Queer/Adaptation – Call For Papers

Submissions are sought for a collection of essays tentatively titled Queer/Adaptation.

Please send inquiries and proposals of 300-­400 words to Pamela Demory (phdemory@ucdavis.edu) by January 15, 2017. Full articles of approximately 5000 words would be due by September 1, 2017.

In recent years, Adaptation Studies has moved well beyond the study of novels adapted for film, dismantling the oppositions that have characterized so much popular discourse on adaptation—original/copy, faithful/unfaithful, book/film—and questioning the formerly assumed “natural” progression of original text to inferior copy. The study of adaptation now encompasses multiple media: books and film, yes, but also stage plays, musicals, video, games, songs, toys, fan fiction … the very promiscuity of which could be said to be queer. In fact, a Venn diagram of queer and adaptation would reveal a significant overlap. To queer something is to deconstruct it, to demonstrate the instability of all those apparently obvious oppositions— male/female, gay/straight, homosexual/heterosexual, normal/deviant—that structure our understanding of ourselves and others. Queer revels in fluidity; it resists the supposed “natural” plot of heterosexual courtship to marriage to children—in life and in texts. Both queer and adaptation can disrupt the idea of an original unified whole; can bring to light unstated assumptions, fissures in normative ideologies; can be processes of rewriting, of resistance, of performance.

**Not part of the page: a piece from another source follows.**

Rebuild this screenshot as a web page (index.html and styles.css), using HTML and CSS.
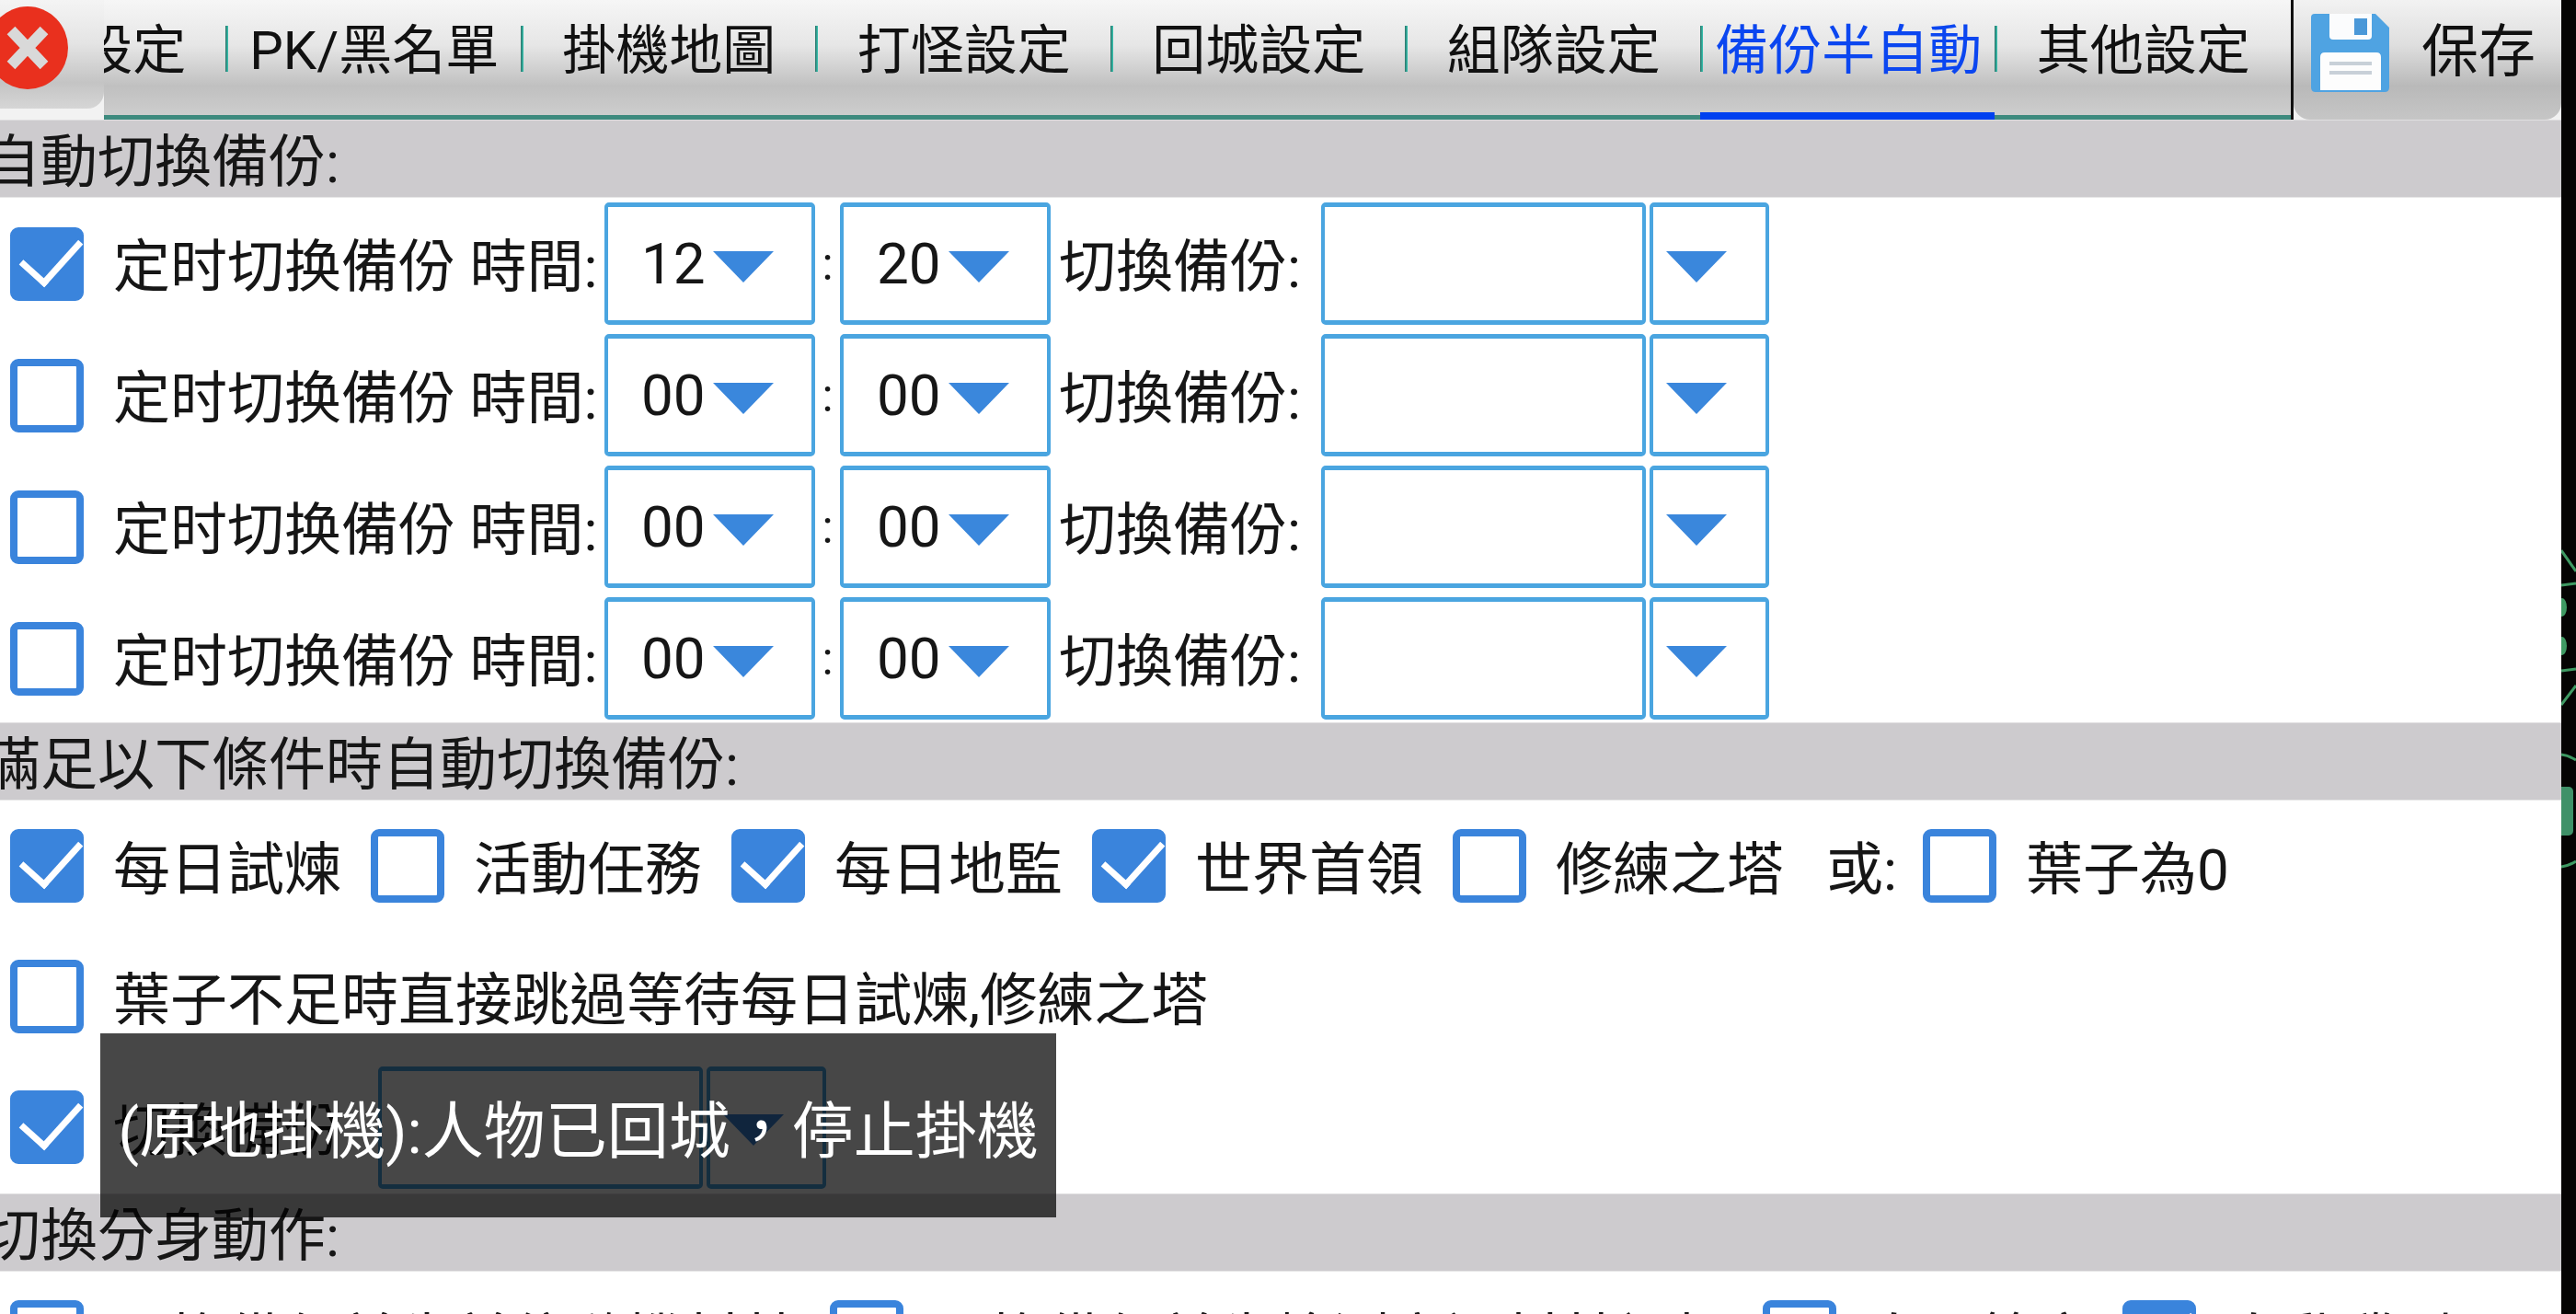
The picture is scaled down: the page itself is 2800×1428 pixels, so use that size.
FILE: index.html
```html
<!DOCTYPE html>
<html lang="zh-Hant">
  <head>
    <meta charset="UTF-8" />
    <title>備份半自動</title>
    <link rel="stylesheet" href="styles.css">
  </head>
  <body>
    <div class="app">
      <div class="topbar">
        <div class="close">
          <svg class="close_icon" viewBox="0 0 80 90">
            <ellipse cx="30" cy="45" rx="44" ry="45" fill="#e9301e" />
            <path d="M12 26 L48 64 M48 26 L12 64" stroke="#d9d9d9" stroke-width="12" />
          </svg>
        </div>
        <div class="tabs">
          <div class="tab_strip">
            <span class="tab">基本設定</span><i class="sep"></i>
            <span class="tab">PK/黑名單</span><i class="sep"></i>
            <span class="tab">掛機地圖</span><i class="sep"></i>
            <span class="tab">打怪設定</span><i class="sep"></i>
            <span class="tab">回城設定</span><i class="sep"></i>
            <span class="tab">組隊設定</span><i class="sep"></i>
            <span class="tab active">備份半自動</span><i class="sep"></i>
            <span class="tab">其他設定</span>
          </div>
        </div>
        <div class="save">
          <svg class="save_icon" viewBox="0 0 85 85">
            <path d="M4 0 H70 L85 15 V80 Q85 85 80 85 H5 Q0 85 0 80 V4 Q0 0 4 0 Z" fill="#4fa3e2" />
            <path d="M20 0 H66 V24 Q66 28 62 28 H24 Q20 28 20 24 Z" fill="#fbfcfd" />
            <rect x="47" y="5" width="14" height="18" fill="#4a98d8" />
            <path d="M10 47 Q10 42 15 42 H71 Q76 42 76 47 V83 H10 Z" fill="#fdfdfd" />
            <rect x="20" y="52" width="46" height="4" fill="#c8d0d8" />
            <rect x="20" y="62" width="46" height="4" fill="#c8d0d8" />
          </svg>
          <span>保存</span>
        </div>
      </div>

      <div class="section"><span>自動切換備份:</span></div>
      <div class="time_rows">
        <div class="row">
          <i class="cb on"></i>
          <span class="label when">定时切换備份 時間:</span>
          <div class="box time"><span>12</span><i class="arrow"></i></div>
          <span class="colon">:</span>
          <div class="box time"><span>20</span><i class="arrow"></i></div>
          <span class="label switch">切換備份:</span>
          <div class="box name"></div>
          <div class="box drop"><i class="arrow"></i></div>
        </div>
        <div class="row">
          <i class="cb"></i>
          <span class="label when">定时切换備份 時間:</span>
          <div class="box time"><span>00</span><i class="arrow"></i></div>
          <span class="colon">:</span>
          <div class="box time"><span>00</span><i class="arrow"></i></div>
          <span class="label switch">切換備份:</span>
          <div class="box name"></div>
          <div class="box drop"><i class="arrow"></i></div>
        </div>
        <div class="row">
          <i class="cb"></i>
          <span class="label when">定时切换備份 時間:</span>
          <div class="box time"><span>00</span><i class="arrow"></i></div>
          <span class="colon">:</span>
          <div class="box time"><span>00</span><i class="arrow"></i></div>
          <span class="label switch">切換備份:</span>
          <div class="box name"></div>
          <div class="box drop"><i class="arrow"></i></div>
        </div>
        <div class="row">
          <i class="cb"></i>
          <span class="label when">定时切换備份 時間:</span>
          <div class="box time"><span>00</span><i class="arrow"></i></div>
          <span class="colon">:</span>
          <div class="box time"><span>00</span><i class="arrow"></i></div>
          <span class="label switch">切換備份:</span>
          <div class="box name"></div>
          <div class="box drop"><i class="arrow"></i></div>
        </div>
      </div>

      <div class="section"><span>滿足以下條件時自動切換備份:</span></div>
      <div class="cond_rows">
        <div class="row">
          <i class="cb on"></i><span class="label item">每日試煉</span>
          <i class="cb"></i><span class="label item">活動任務</span>
          <i class="cb on"></i><span class="label item">每日地監</span>
          <i class="cb on"></i><span class="label item">世界首領</span>
          <i class="cb"></i><span class="label item">修練之塔</span>
          <span class="label or">或:</span>
          <i class="cb"></i><span class="label">葉子為0</span>
        </div>
        <div class="row">
          <i class="cb"></i><span class="label">葉子不足時直接跳過等待每日試煉,修練之塔</span>
        </div>
        <div class="row">
          <i class="cb on"></i><span class="label pick">切換備份</span>
          <div class="box name"></div>
          <div class="box drop"><i class="arrow"></i></div>
        </div>
      </div>

      <div class="section"><span>切換分身動作:</span></div>
      <div class="row last_row">
        <i class="cb"></i><span class="label act1">切換備份前先前往隨機村莊</span>
        <i class="cb"></i><span class="label act2">切換備份前先檢測穿過村莊裡怪</span>
        <i class="cb"></i><span class="label act3">自開管家</span>
        <i class="cb on"></i><span class="label">自動騰型</span>
      </div>

      <div class="toast">(原地掛機):人物已回城，停止掛機</div>
    </div>

    <div class="strip">
      <svg viewBox="0 0 16 1428" width="16" height="1428">
        <g fill="none" stroke="#3f9a63" stroke-width="3">
          <path d="M0 598 L16 621" />
          <path d="M0 636 L16 634" />
          <path d="M0 729 L16 727" />
          <path d="M0 766 L16 745" />
          <path d="M0 820 Q8 821 16 826" />
          <path d="M0 942 Q8 941 16 936" />
        </g>
        <ellipse cx="1" cy="660" rx="5" ry="10" fill="#3f9a63" />
        <ellipse cx="1" cy="702" rx="5" ry="10" fill="#3f9a63" />
        <rect x="-6" y="855" width="19" height="53" rx="5" fill="#3f9168" />
      </svg>
    </div>
  </body>
</html>
```

FILE: styles.css
```css
* {
  box-sizing: border-box;
}

html,
body {
  margin: 0;
  height: 1428px;
  overflow: hidden;
}

body {
  display: flex;
  background: #000;
  font-family: Roboto, "Noto Sans CJK TC", sans-serif;
  font-size: 62px;
  color: #161616;
}

.app {
  position: relative;
  width: 2784px;
  height: 1428px;
  overflow: hidden;
  background: #fff;
}

.strip {
  width: 16px;
  background: #050403;
}

.strip svg {
  display: block;
}

/* top tab bar */
.topbar {
  display: flex;
  height: 130px;
  background: #f2f2f2;
}

.close {
  width: 113px;
  height: 118px;
  flex: none;
  padding-top: 7px;
  border-bottom-right-radius: 18px;
  background: linear-gradient(#f4f4f4, #e4e4e4 40%, #c4c4c4 76%, #d6d6d6);
}

.close_icon {
  display: block;
  width: 80px;
  height: 90px;
}

.tabs {
  width: 2380px;
  flex: none;
  overflow: hidden;
  border-right: 3px solid #111;
  background:
    linear-gradient(#3d8a7e, #3d8a7e) bottom / 100% 5px no-repeat,
    linear-gradient(#f6f6f6, #e6e6e6 38%, #c0c0c0 72%, #cfcfcf 100%);
}

.tab_strip {
  display: flex;
  align-items: center;
  height: 106px;
  margin-left: -185.5px;
  color: #111;
  font-size: 58px;
  line-height: 80px;
  white-space: nowrap;
}

.tab {
  position: relative;
  width: 317.5px;
  flex: none;
  padding-top: 4px;
  text-align: center;
}

.tab.active {
  color: #0b46f0;
}

.tab.active::after {
  content: "";
  position: absolute;
  left: -3px;
  right: 0;
  top: 111px;
  height: 8px;
  background: #0040f0;
}

.sep {
  width: 3px;
  height: 50px;
  flex: none;
  background: linear-gradient(90deg, #2e6f66, #35c8b4);
}

.save {
  flex: 1;
  display: flex;
  align-items: flex-start;
  height: 130px;
  padding: 15px 0 0 19px;
  border-bottom-left-radius: 18px;
  border-bottom-right-radius: 18px;
  background: linear-gradient(#f2f2f2, #dedede 38%, #b9b9b9 72%, #c6c6c6 100%);
  color: #111;
}

.save_icon {
  width: 85px;
  height: 85px;
  flex: none;
}

.save span {
  margin: -9px 0 0 35px;
}

/* section headers */
.section {
  display: flex;
  align-items: center;
  height: 85px;
  padding-bottom: 3px;
  background: #cdcbce;
  border-top: 1px solid #e0dfe0;
  border-bottom: 1px solid #e6e6e6;
}

.section span {
  margin-left: -18px;
}

/* rows */
.row {
  display: flex;
  align-items: center;
  padding-left: 11px;
  white-space: nowrap;
}

.time_rows {
  display: flex;
  flex-direction: column;
  gap: 10px;
  padding: 5px 0 3px;
}

.time_rows .row {
  height: 133px;
}

.cond_rows {
  display: flex;
  flex-direction: column;
  height: 427px;
}

.cond_rows .row {
  height: 142px;
}

.last_row {
  height: 142px;
}

.cb {
  position: relative;
  width: 80px;
  height: 80px;
  flex: none;
  margin-right: 32px;
  border: 8px solid #3a84dc;
  border-radius: 9px;
  background: #fff;
}

.cb.on {
  background: #3a84dc;
}

.cb.on::after {
  content: "";
  position: absolute;
  left: 18px;
  top: -10px;
  width: 30px;
  height: 56px;
  border-right: 7px solid #fff;
  border-bottom: 7px solid #fff;
  transform: rotate(42deg);
}

.label {
  flex: none;
  margin-top: -3px;
}

.item {
  width: 280px;
}

.or {
  width: 105px;
  margin-left: 14px;
}

.when {
  width: 534px;
}

.pick {
  width: 288px;
}

.box {
  display: flex;
  align-items: center;
  height: 133px;
  flex: none;
  border: 4px solid #4aa5e0;
  border-top-width: 5px;
  border-bottom-width: 5px;
  border-radius: 5px;
  background: #fff;
}

.time {
  width: 229px;
  padding-left: 36px;
}

.time span {
  width: 78px;
  flex: none;
}

.colon {
  width: 27px;
  flex: none;
  text-align: center;
  font-size: 50px;
}

.switch {
  width: 285px;
  margin-left: 9px;
}

.name {
  width: 353px;
}

.drop {
  width: 130px;
  margin-left: 4px;
  padding-left: 14px;
}

.arrow {
  display: block;
  width: 0;
  height: 0;
  flex: none;
  margin-top: 6px;
  border-left: 33px solid transparent;
  border-right: 33px solid transparent;
  border-top: 34px solid #3a87dc;
}

.act1 {
  width: 779px;
}

.act2 {
  width: 902px;
}

.act3 {
  width: 279px;
}

/* toast over the page */
.toast {
  position: absolute;
  left: 109px;
  top: 1123px;
  display: flex;
  align-items: center;
  justify-content: center;
  width: 1039px;
  height: 200px;
  background: rgba(0, 0, 0, 0.72);
  color: #fff;
  font-size: 67px;
  white-space: nowrap;
}
```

This collection of essays will illuminate the intersection of queer and adaptation. Proposals should be grounded in current adaptation and/or queer theory, should be rigorous and scholarly, but written for a broad academic audience. Topics might include (but are not limited to) the following:

  • Process would explore the queerness of adaptation itself; processes of reading, of resisting, of destabilizing notions of authorship, authority, ideology.
  • Form would explore adaptations that—by critiquing or resisting a source text’s conventional narrative structure or normative ideologies—can be read as queer, or by using nontraditional (even “inappropriate”) media (fan fiction, videogames, comics, merchandise, themepark rides, popular songs, artwork in a variety of media)—might be considered queer.
  • Performance would explore how queer actors or performers affect meaning in a given adaptation (any adaptation that plays with gender roles and/or sexuality)—as well as drawing connections between gender and adaptation as performances.
  • Reception would explore how queer readers, spectators, theatregoers, and consumers of adaptations shape meaning—as well as drawing connections between queer reading practices and adaptation.
  • Authorship would explore how queer authors—including novelists, filmmakers, journalists, producers, screenwriters, and other adapters—shape meaning, and how that meaning shifts when some or all of the authors or adapters identify as queer.
  • Characters and Story would explore stories about queer characters and/or about homosexuality that have been adapted from one medium to another.

About the Editor:

Pamela Demory, PhD, is Continuing Lecturer in the University Writing Program at the University of California, Davis, where she has taught courses in film adaptation, queer cinema, and writing in film studies. She is the co-­‐editor (with Christopher Pullen) of Queer Love in Film and Television: Critical Essays (Palgrave Macmillan, 2013) and the author of “Queer Adaptation” (in The Routledge Companion to Adaptation Studies, forthcoming).